Hello everyone,
Here’s a project of mine that could be interesting for folk here. Calliope is a tool for “DIY music recommendations”. It wraps some music-related APIs and marshalls the output into a JSPF-like format. It provides some utilities for generating playlists, resulting in a commandline playground and a Python API for building simple playlist generators. (Or whatever else you want to do).
I just cut the first Calliope release with Listenbrainz support, making two new things possible:
- You can use
cpe listenbrainz export
to fetch playlists locally. You can export in a number of formats usingcpe export
, process them further, or upload to somewhere like Spotify. - You can use
cpe listenbrainz-history
to download your history into a local SQLite database, and run some queries on it such as ‘tracks which I first heard in 2020’.

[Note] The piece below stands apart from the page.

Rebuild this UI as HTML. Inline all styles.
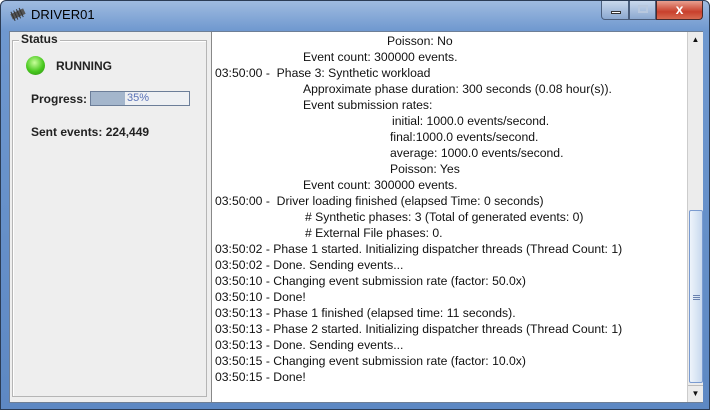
<!DOCTYPE html>
<html><head><style>
*{margin:0;padding:0;box-sizing:border-box}
body{width:710px;height:410px;overflow:hidden;background:#fff;font-family:"Liberation Sans",sans-serif}
.win{position:absolute;left:0;top:0;width:710px;height:410px;background:linear-gradient(180deg,#9fbbe0 0,#6f98cf 30px,#5d88c3 100%);border:1px solid #2b3c55;border-radius:6px 6px 0 0}
.title{position:absolute;left:30px;top:6px;font-size:13px;color:#000}
.content{position:absolute;left:8px;top:30px;width:694px;height:372px;background:#eeeeee;border:1px solid #6e7f96}
.group{position:absolute;left:2px;top:8px;width:195px;height:357px;border:1px solid #b5b5b5;box-shadow:inset 1px 1px 0 #fff}
.lbl{position:absolute;font-size:12px;color:#222}
.ta{position:absolute;left:201px;top:0px;width:476px;height:370px;background:#fff;border-left:1px solid #888}
.ta div{position:absolute;font-size:12.2px;color:#111;white-space:pre;line-height:16px}
.sb{position:absolute;left:677px;top:0;width:16px;height:370px;background:#ececec;border-left:1px solid #ccc}
.thumb{position:absolute;left:1px;top:178px;width:14px;height:173px;background:linear-gradient(90deg,#eef4fb,#c8d9ee);border:1px solid #7a9bd0;border-radius:2px}
</style></head><body>
<div class="win">
<svg style="position:absolute;left:8px;top:6px" width="18" height="14"><g transform="rotate(-25 9 7)"><rect x="2" y="4" width="14" height="6" fill="#555"/><rect x="3" y="2" width="1" height="10" fill="#333"/><rect x="6" y="2" width="1" height="10" fill="#333"/><rect x="9" y="2" width="1" height="10" fill="#333"/><rect x="12" y="2" width="1" height="10" fill="#333"/></g></svg>
<div class="title">DRIVER01</div>
<div style="position:absolute;left:600px;top:0;width:28px;height:19px;background:linear-gradient(#c9d8ec,#8ba8d0);border:1px solid #4a5e7c;border-top:0;border-radius:0 0 0 4px"><div style="position:absolute;left:9px;top:10px;width:10px;height:3px;background:#fff;border:1px solid #333"></div></div>
<div style="position:absolute;left:628px;top:0;width:27px;height:19px;background:linear-gradient(#c9d8ec,#8ba8d0);border:1px solid #4a5e7c;border-top:0"><div style="position:absolute;left:8px;top:4px;width:10px;height:8px;border:2px solid #b8c8de"></div></div>
<div style="position:absolute;left:655px;top:0;width:47px;height:19px;background:linear-gradient(#e8a090,#c8402c 60%,#d86a50);border:1px solid #4a2a2a;border-top:0;border-radius:0 0 4px 0;color:#fff;font-weight:bold;font-size:14px;text-align:center;line-height:17px">x</div>
<div class="content">
<div class="group">
<div class="lbl" style="left:6px;top:-9px;background:#eee;padding:0 2px;font-weight:bold;font-size:12px">Status</div>
<div style="position:absolute;left:13px;top:15px;width:19px;height:19px;border-radius:50%;background:radial-gradient(circle at 45% 35%,#c8ff9a,#48c81e 55%,#2b8a12);"></div>
<div class="lbl" style="left:43px;top:18px;font-weight:bold">RUNNING</div>
<div class="lbl" style="left:18px;top:51px;font-weight:bold">Progress:</div>
<div style="position:absolute;left:77px;top:50px;width:100px;height:15px;border:1px solid #6c7e99;background:#eef0f3"><div style="width:34px;height:13px;background:#a4b6cc"></div><div style="position:absolute;left:36px;top:0;font-size:11px;color:#5a72b8;line-height:13px">35%</div></div>
<div class="lbl" style="left:18px;top:84px;font-weight:bold">Sent events: 224,449</div>
</div>
<div class="ta">
<div style="left:175px;top:1px">Poisson: No</div>
<div style="left:91px;top:17px">Event count: 300000 events.</div>
<div style="left:3px;top:33px">03:50:00 -  Phase 3: Synthetic workload</div>
<div style="left:91px;top:49px">Approximate phase duration: 300 seconds (0.08 hour(s)).</div>
<div style="left:91px;top:65px">Event submission rates:</div>
<div style="left:180px;top:81px">initial: 1000.0 events/second.</div>
<div style="left:178px;top:97px">final:1000.0 events/second.</div>
<div style="left:178px;top:113px">average: 1000.0 events/second.</div>
<div style="left:178px;top:129px">Poisson: Yes</div>
<div style="left:91px;top:145px">Event count: 300000 events.</div>
<div style="left:3px;top:161px">03:50:00 -  Driver loading finished (elapsed Time: 0 seconds)</div>
<div style="left:93px;top:177px"># Synthetic phases: 3 (Total of generated events: 0)</div>
<div style="left:93px;top:193px"># External File phases: 0.</div>
<div style="left:3px;top:209px">03:50:02 - Phase 1 started. Initializing dispatcher threads (Thread Count: 1)</div>
<div style="left:3px;top:225px">03:50:02 - Done. Sending events...</div>
<div style="left:3px;top:241px">03:50:10 - Changing event submission rate (factor: 50.0x)</div>
<div style="left:3px;top:257px">03:50:10 - Done!</div>
<div style="left:3px;top:273px">03:50:13 - Phase 1 finished (elapsed time: 11 seconds).</div>
<div style="left:3px;top:289px">03:50:13 - Phase 2 started. Initializing dispatcher threads (Thread Count: 1)</div>
<div style="left:3px;top:305px">03:50:13 - Done. Sending events...</div>
<div style="left:3px;top:321px">03:50:15 - Changing event submission rate (factor: 10.0x)</div>
<div style="left:3px;top:337px">03:50:15 - Done!</div>
</div>
<div class="sb">
<div style="position:absolute;left:0;top:0;width:15px;height:16px;text-align:center;font-size:8px;line-height:16px;color:#111">▲</div>
<div class="thumb"><div style="position:absolute;left:3px;top:84px;width:7px;height:5px;border-top:1px solid #6a82b0;border-bottom:1px solid #6a82b0"><div style="margin-top:1px;height:1px;background:#6a82b0"></div></div></div>
<div style="position:absolute;left:0;top:353px;width:15px;height:16px;text-align:center;font-size:8px;line-height:16px;color:#111;border-top:1px solid #bbb">▼</div>
</div>
</div>
</div>
</body></html>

If you want a quickstart to play around with it, here’s how to install from PyPI and then pull your “Year in Music 2021” playlists from Listenbrainz. (You might replace my name with yours in the example :- )
pip3 install --user calliope-music
cpe listenbrainz --user samthursfield2 export --kind created_for
Here’s how you can pull your listen history. This goes via the usual Listenbrainz API so it can take 10 minutes to sync a large listen history. (If you want to use this heavily - sync from an LB data dump instead).
Sync and show the 5 latest listens…
cpe listenbrainz-history --user samthursfield2 listens | head -n 5
Show tracks you first listened to this year:
cpe listenbrainz-history --no-sync --user samthursfield2 tracks --first-play-since 2022-01-01
Or artists you have known since 2010:
cpe listenbrainz-history --no-sync --user samthursfield2 artists --first-play-before 2010-01-01
(Remember that Listenbrainz itself doesn’t deduplicate your tags, so you might see ‘false positives’ here).
Plenty more things are possible, for further info you might check out…
- the documentation
- the code
- a talk I did at EuroPython 2021
Bear in mind this is very much a side project and comes with no warranty of any kind. Contributions and bugfixes are very welcome.
Ps. if you compare this to Listenbrainz Troi recommender playground, here are two key design differences to consider:
- Troi is currently Metabrainz-specific while Calliope has some other integrations like Last.fm and Spotify
- Troi currently requires you write playlist generators in Python, while Calliope provides a commandline API, meaning you can integrate with any language that can spawn processes and read stdin/out.
Troi has 12 example generators, while Calliope has 5 examples. I’m sure Troi has many advantages over Calliope. I recommend playing with both and seeing which you prefer! And if you make any cool playlist generators please share them here.